Com um sentido crítico apurado e um espírito de justiça implacável, sempre fez questão de trabalhar de acordo com os seus princípios e convicções. Durante o fascismo, por exemplo, foi minando, por dentro, o espírito com que tinha sido criada a Mocidade Portuguesa, transformando os campos de férias da M.P.F. em oportunidades para fazer pensar, despertar o sentido crítico das jovens e fazer desabrochar a consciência política relativamente ao que era preciso mudar no País, nomeadamente, a guerra colonial, o analfabetismo, os bairros de lata, as desigualdades sociais! Foi neste contexto que a conheci, no verão de 1971, e garanto que foi nesse campo de férias que pela primeira vez ouvi e percebi a mensagem de cantores de intervenção como Zeca Afonso, José Mário Branco, Francisco Fanhais, e foi nesse campo de férias que comecei a ganhar alguma consciência do que estava mal e era preciso mudar a nível político e social! Atrevo-me a dizer que se durante o fascismo não tivessem vivido algumas pessoas como ela talvez o 25 de Abril e a democracia acontecessem muito mais tarde...

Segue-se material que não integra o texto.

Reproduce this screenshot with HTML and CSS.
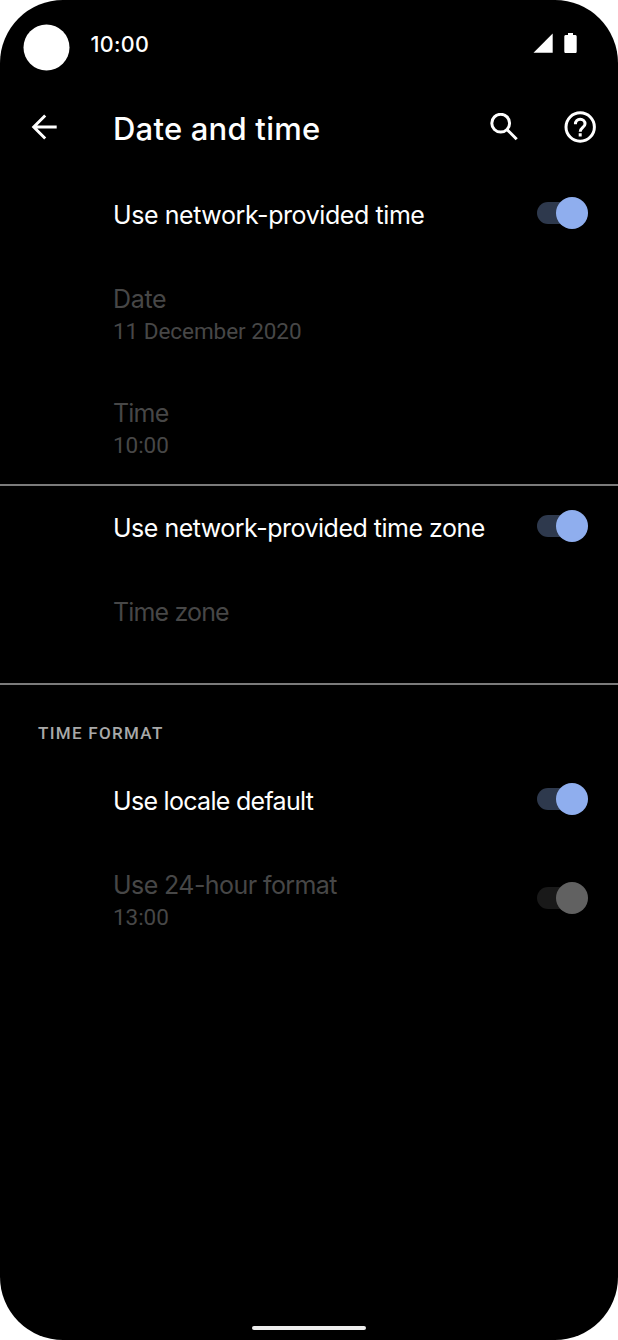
FILE: index.html
```html
<!DOCTYPE html>
<html lang="en">
<head>
<meta charset="utf-8">
<title>Date and time</title>
<link rel="stylesheet" href="styles.css">
</head>
<body>
<div class="phone">
  <header class="status">
    <svg class="camera" width="48" height="48" viewBox="0 0 48 48"><circle cx="23.500" cy="23.500" r="23" fill="#fff"/></svg>
    <span class="clock">10:00</span>
    <svg class="signal" width="20" height="20" viewBox="0 0 20 20"><path d="M0.500 19.700L19.700 0.500V19.700Z" fill="#fff"/></svg>
    <svg class="battery" width="13" height="21" viewBox="0 0 13 21"><path d="M4 0H9V2H11.500Q12.700 2 12.700 3.500V18.500Q12.700 20 11.500 20H1.500Q0.300 20 0.300 18.500V3.500Q0.300 2 1.500 2H4Z" fill="#fff"/></svg>
  </header>
  <nav class="appbar">
    <svg class="back" width="26" height="26" viewBox="0 0 26 26" fill="none" stroke="#fff" stroke-width="2.900"><path d="M25.700 13H3M14.200 1.500L2.700 13L14.200 24.500"/></svg>
    <h1 class="heading">Date and time</h1>
    <svg class="search" width="28" height="28" viewBox="0 0 28 28" fill="none" stroke="#fff" stroke-width="3"><circle cx="10.700" cy="10.200" r="8.900"/><path d="M16.900 16.400L26.700 26.200"/></svg>
    <svg class="help" width="32" height="32" viewBox="0 0 32 32" fill="none" stroke="#fff" stroke-width="3"><circle cx="16.200" cy="16" r="14.200"/><path d="M11.400 13.200C11.400 10.300 13.500 8.200 16.200 8.200S21 10.300 21 12.900C21 16.200 16.200 16.600 16.200 20.700M16.200 22.300V25.500"/></svg>
  </nav>
  <main>
    <section class="group">
      <div class="row"><div class="text"><div class="title t-network">Use network-provided time</div></div><span class="switch"></span></div>
      <div class="row off"><div class="text"><div class="title t-date">Date</div><div class="sub">11 December 2020</div></div></div>
      <div class="row off"><div class="text"><div class="title t-time">Time</div><div class="sub">10:00</div></div></div>
    </section>
    <section class="group zone">
      <div class="row"><div class="text"><div class="title t-network-zone">Use network-provided time zone</div></div><span class="switch"></span></div>
      <div class="row off"><div class="text"><div class="title t-zone">Time zone</div></div></div>
    </section>
    <section class="group format">
      <h2 class="label">TIME FORMAT</h2>
      <div class="row"><div class="text"><div class="title t-locale">Use locale default</div></div><span class="switch"></span></div>
      <div class="row off"><div class="text"><div class="title t-hour">Use 24-hour format</div><div class="sub">13:00</div></div><span class="switch"></span></div>
    </section>
  </main>
  <footer class="gesture"></footer>
</div>
</body>
</html>
```
FILE: styles.css
```css
* { box-sizing: border-box; }
body { margin: 0; background: #fff; }
.phone {
  width: 618px; height: 1340px; background: #000; color: #fff;
  border-radius: 63px; overflow: hidden;
  display: flex; flex-direction: column;
  font-family: Inter, Roboto, sans-serif;
}
.status { height: 90px; padding-left: 23px; display: flex; align-items: flex-start; flex: none; }
.camera { margin-top: 24px; }
.clock { width: 80px; margin: 30px 0 0 19.500px; font-size: 21.500px; line-height: 28px; letter-spacing: 0.300px; font-weight: 500; white-space: nowrap; }
.signal { margin: 33px 0 0 362.500px; }
.battery { margin: 33px 0 0 11px; }
.appbar { height: 82.500px; display: flex; align-items: flex-start; flex: none; padding-left: 31px; }
.back { margin-top: 24px; }
.heading { margin: 18px 0 0 56px; width: 376px; font-size: 31px; line-height: 42px; font-weight: 500; letter-spacing: 0.220px; white-space: nowrap; }
.search { margin-top: 23px; margin-left: 1px; }
.help { margin-top: 21px; margin-left: 46px; }
main { flex: 1; }
.row { display: flex; align-items: center; padding: 25px 30px 25px 113px; }
.text { flex: 1; }
.title { font-size: 25px; line-height: 34px; white-space: nowrap; }
.t-network { letter-spacing: -0.420px; }
.t-network-zone { letter-spacing: -0.500px; }
.t-date { letter-spacing: -0.300px; }
.t-time { letter-spacing: -0.800px; }
.t-zone { letter-spacing: -0.850px; }
.t-locale { letter-spacing: -0.700px; }
.t-hour { letter-spacing: -0.580px; }
.sub { font-family: Roboto, sans-serif; font-size: 22.500px; line-height: 30.500px; letter-spacing: -0.050px; white-space: nowrap; }
.off { color: #474747; }
.switch { flex: none; width: 51px; height: 32px; margin: -2px 0 1px; display: flex; align-items: center; }
.switch::before { content: ""; width: 30px; height: 22px; border-radius: 11px 0 0 11px; background: #2e394d; }
.switch::after { content: ""; flex: none; width: 32px; height: 32px; margin-left: -11px; border-radius: 50%; background: #8faeee; }
.off .switch::before { background: #191919; }
.off .switch::after { background: #616161; }
.zone, .format { border-top: 2px solid #7b7b7b; }
.zone { margin-top: -2px; height: 199px; }
.label { margin: 0; height: 74px; padding: 36.500px 0 0 38px; font-family: Roboto, sans-serif; font-size: 17px; line-height: 24px; font-weight: 500; letter-spacing: 1.300px; color: #a9a9a9; }
.gesture { flex: none; width: 114px; height: 4px; border-radius: 2px; background: #eee; margin: 0 0 10px 252px; }
```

Conheci-a depois melhor no escutismo, primeiro no ramo do escutismo feminino, Guias de Portugal, que era o que então existia (nessa época, em Portugal, não havia grupos mistos, era rapazes a um lado e raparigas a outro); mais tarde, como chefe de escuteiros, já em grupos mistos, num agrupamento por onde foram passando os meus quatro filhos. Em qualquer dos casos o projeto educativo assentava em valores primordiais como a paz, a liberdade responsável, o amor e o respeito pela natureza, o respeito por si próprio e pelos outros! Desde bem cedo começou a despertar nos jovens uma consciência ecológica profunda e abrangente, proporcionando-lhes experiências marcantes e belas de contacto direto com a natureza, em contraste com visões tristes e chocantes de poluição e degradação do ambiente natural e social.

Fomentava nos jovens o desabrochar do espírito crítico e interventivo, incentivando sempre à resolução dos problemas em equipa. Não valorizava a competição, mas, sim, a cooperação!

Nunca propunha soluções, acreditava sempre na capacidade criativa dos jovens e, apelando “ao melhor de cada um”, deixava-os criar e aprender em liberdade, “fazendo”, “errando” e “refazendo”.

Acreditava que “o sonho comanda a vida”, como dizia o poeta António Gedeão, e ajudava os jovens a concretizar muitos dos seus sonhos, inclusivamente, chegou a financiar bolsas de estudo para alunos com excelentes capacidades, cujas famílias não os podiam manter a estudar, pois nesse tempo só estudava quem tinha dinheiro!

Com o seu forte sentido de justiça, não lhe eram indiferentes as assimetrias sociais da sociedade do seu tempo. Assim, procurou intervir civicamente, incentivando os alunos a participarem em projetos de promoção social, como aconteceu, por exemplo, no bairro da Esperança, mobilizando sempre a participação das populações locais e das entidades responsáveis. Sei que foi um trabalho muito participativo, que gerou pequenas mudanças, que fizeram a diferença para aquelas pessoas, por isso desafio os antigos alunos e os que participaram nessas iniciativas a descreve-las também, aqui nas páginas deste jornal, para completar e enriquecer esta pequena homenagem!

Lembro a todos os antigos alunos e escuteiros que no dia 31 de agosto de 1924 nasceu Carmen Goínhas, uma Mulher com M maiúsculo, que sonhou, acreditou e viveu intensamente os seus ideais, uma Mulher íntegra, um espírito aberto e esclarecido, que procurou, sempre (e acho que conseguiu), viver o essencial do Cristianismo e “deixar o mundo (à sua volta) um pouco melhor do que o encontrou”, quando nasceu, há 100 anos!